_Data for the task_:
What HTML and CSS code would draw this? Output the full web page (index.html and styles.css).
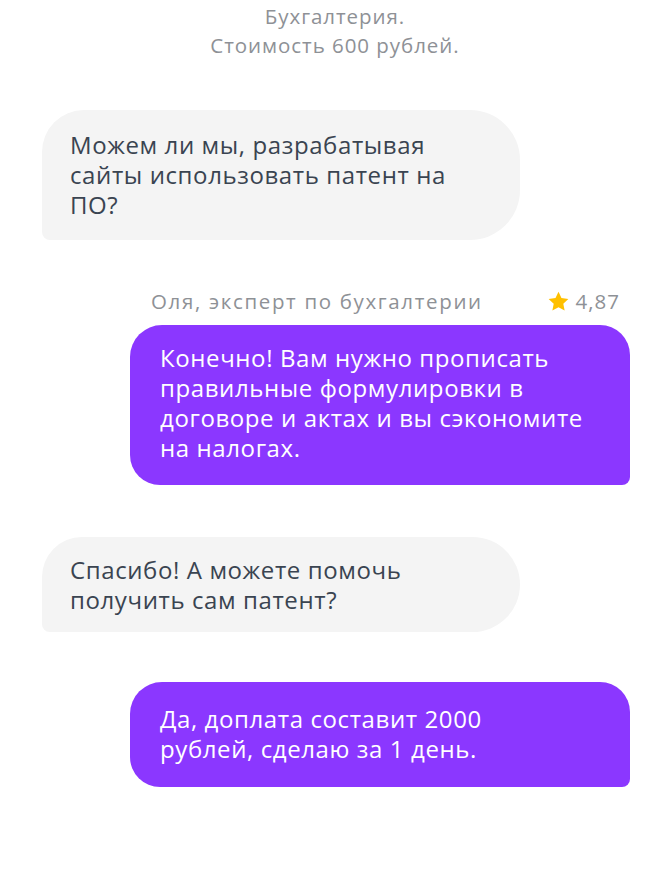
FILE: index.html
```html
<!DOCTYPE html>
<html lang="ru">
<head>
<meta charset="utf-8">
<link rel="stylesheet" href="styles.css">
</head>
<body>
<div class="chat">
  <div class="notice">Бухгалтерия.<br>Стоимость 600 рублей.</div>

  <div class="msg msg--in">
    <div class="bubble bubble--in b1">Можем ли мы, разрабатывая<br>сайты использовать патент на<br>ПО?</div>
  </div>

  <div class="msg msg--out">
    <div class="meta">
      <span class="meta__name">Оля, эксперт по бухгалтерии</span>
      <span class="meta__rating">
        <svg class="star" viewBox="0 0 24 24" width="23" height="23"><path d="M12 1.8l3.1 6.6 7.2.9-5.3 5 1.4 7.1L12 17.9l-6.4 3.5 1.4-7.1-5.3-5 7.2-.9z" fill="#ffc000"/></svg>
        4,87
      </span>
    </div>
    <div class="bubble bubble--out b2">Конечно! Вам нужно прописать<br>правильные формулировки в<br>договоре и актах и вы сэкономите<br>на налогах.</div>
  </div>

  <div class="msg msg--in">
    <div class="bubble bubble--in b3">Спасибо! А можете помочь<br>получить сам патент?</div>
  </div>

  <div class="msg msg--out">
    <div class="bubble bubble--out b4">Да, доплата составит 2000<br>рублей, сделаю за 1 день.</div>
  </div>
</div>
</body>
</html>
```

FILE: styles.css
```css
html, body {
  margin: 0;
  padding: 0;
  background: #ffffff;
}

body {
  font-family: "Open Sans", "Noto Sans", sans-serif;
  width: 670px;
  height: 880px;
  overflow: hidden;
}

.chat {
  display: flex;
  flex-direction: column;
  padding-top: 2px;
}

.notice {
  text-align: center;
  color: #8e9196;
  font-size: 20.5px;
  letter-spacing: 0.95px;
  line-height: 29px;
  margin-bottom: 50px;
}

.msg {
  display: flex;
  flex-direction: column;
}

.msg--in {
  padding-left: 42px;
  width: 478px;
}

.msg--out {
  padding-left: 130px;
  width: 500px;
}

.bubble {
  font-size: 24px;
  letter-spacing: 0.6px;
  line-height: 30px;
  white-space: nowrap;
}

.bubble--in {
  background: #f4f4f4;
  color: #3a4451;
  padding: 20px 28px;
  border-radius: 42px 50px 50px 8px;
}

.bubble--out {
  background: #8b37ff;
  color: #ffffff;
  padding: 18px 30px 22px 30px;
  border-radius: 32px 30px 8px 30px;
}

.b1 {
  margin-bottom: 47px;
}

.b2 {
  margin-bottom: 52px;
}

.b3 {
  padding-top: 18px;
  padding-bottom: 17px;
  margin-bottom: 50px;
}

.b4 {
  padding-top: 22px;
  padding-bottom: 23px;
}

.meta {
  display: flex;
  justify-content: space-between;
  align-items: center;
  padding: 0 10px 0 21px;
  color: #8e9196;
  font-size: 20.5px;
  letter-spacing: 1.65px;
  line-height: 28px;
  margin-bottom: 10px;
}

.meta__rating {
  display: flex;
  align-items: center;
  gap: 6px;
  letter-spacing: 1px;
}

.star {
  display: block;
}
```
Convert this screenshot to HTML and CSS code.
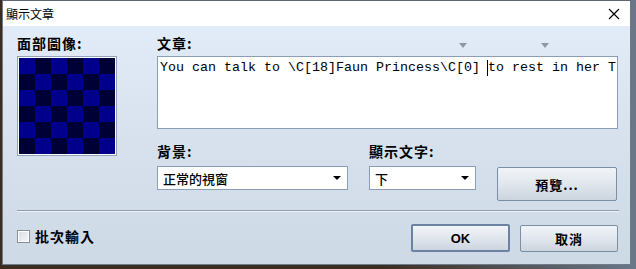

_Request_:
Except for the pictures, print the data above exactly.

_Problem solution_:
What HTML and CSS code would draw this? Output the full web page (index.html and styles.css).
FILE: index.html
```html
<!DOCTYPE html>
<html lang="ru">
<head>
<meta charset="utf-8">
<link rel="stylesheet" href="styles.css">
</head>
<body>
<div class="chat">
  <div class="notice">Бухгалтерия.<br>Стоимость 600 рублей.</div>

  <div class="msg msg--in">
    <div class="bubble bubble--in b1">Можем ли мы, разрабатывая<br>сайты использовать патент на<br>ПО?</div>
  </div>

  <div class="msg msg--out">
    <div class="meta">
      <span class="meta__name">Оля, эксперт по бухгалтерии</span>
      <span class="meta__rating">
        <svg class="star" viewBox="0 0 24 24" width="23" height="23"><path d="M12 1.8l3.1 6.6 7.2.9-5.3 5 1.4 7.1L12 17.9l-6.4 3.5 1.4-7.1-5.3-5 7.2-.9z" fill="#ffc000"/></svg>
        4,87
      </span>
    </div>
    <div class="bubble bubble--out b2">Конечно! Вам нужно прописать<br>правильные формулировки в<br>договоре и актах и вы сэкономите<br>на налогах.</div>
  </div>

  <div class="msg msg--in">
    <div class="bubble bubble--in b3">Спасибо! А можете помочь<br>получить сам патент?</div>
  </div>

  <div class="msg msg--out">
    <div class="bubble bubble--out b4">Да, доплата составит 2000<br>рублей, сделаю за 1 день.</div>
  </div>
</div>
</body>
</html>
```

FILE: styles.css
```css
html, body {
  margin: 0;
  padding: 0;
  background: #ffffff;
}

body {
  font-family: "Open Sans", "Noto Sans", sans-serif;
  width: 670px;
  height: 880px;
  overflow: hidden;
}

.chat {
  display: flex;
  flex-direction: column;
  padding-top: 2px;
}

.notice {
  text-align: center;
  color: #8e9196;
  font-size: 20.5px;
  letter-spacing: 0.95px;
  line-height: 29px;
  margin-bottom: 50px;
}

.msg {
  display: flex;
  flex-direction: column;
}

.msg--in {
  padding-left: 42px;
  width: 478px;
}

.msg--out {
  padding-left: 130px;
  width: 500px;
}

.bubble {
  font-size: 24px;
  letter-spacing: 0.6px;
  line-height: 30px;
  white-space: nowrap;
}

.bubble--in {
  background: #f4f4f4;
  color: #3a4451;
  padding: 20px 28px;
  border-radius: 42px 50px 50px 8px;
}

.bubble--out {
  background: #8b37ff;
  color: #ffffff;
  padding: 18px 30px 22px 30px;
  border-radius: 32px 30px 8px 30px;
}

.b1 {
  margin-bottom: 47px;
}

.b2 {
  margin-bottom: 52px;
}

.b3 {
  padding-top: 18px;
  padding-bottom: 17px;
  margin-bottom: 50px;
}

.b4 {
  padding-top: 22px;
  padding-bottom: 23px;
}

.meta {
  display: flex;
  justify-content: space-between;
  align-items: center;
  padding: 0 10px 0 21px;
  color: #8e9196;
  font-size: 20.5px;
  letter-spacing: 1.65px;
  line-height: 28px;
  margin-bottom: 10px;
}

.meta__rating {
  display: flex;
  align-items: center;
  gap: 6px;
  letter-spacing: 1px;
}

.star {
  display: block;
}
```
Convert this screenshot to HTML and CSS code.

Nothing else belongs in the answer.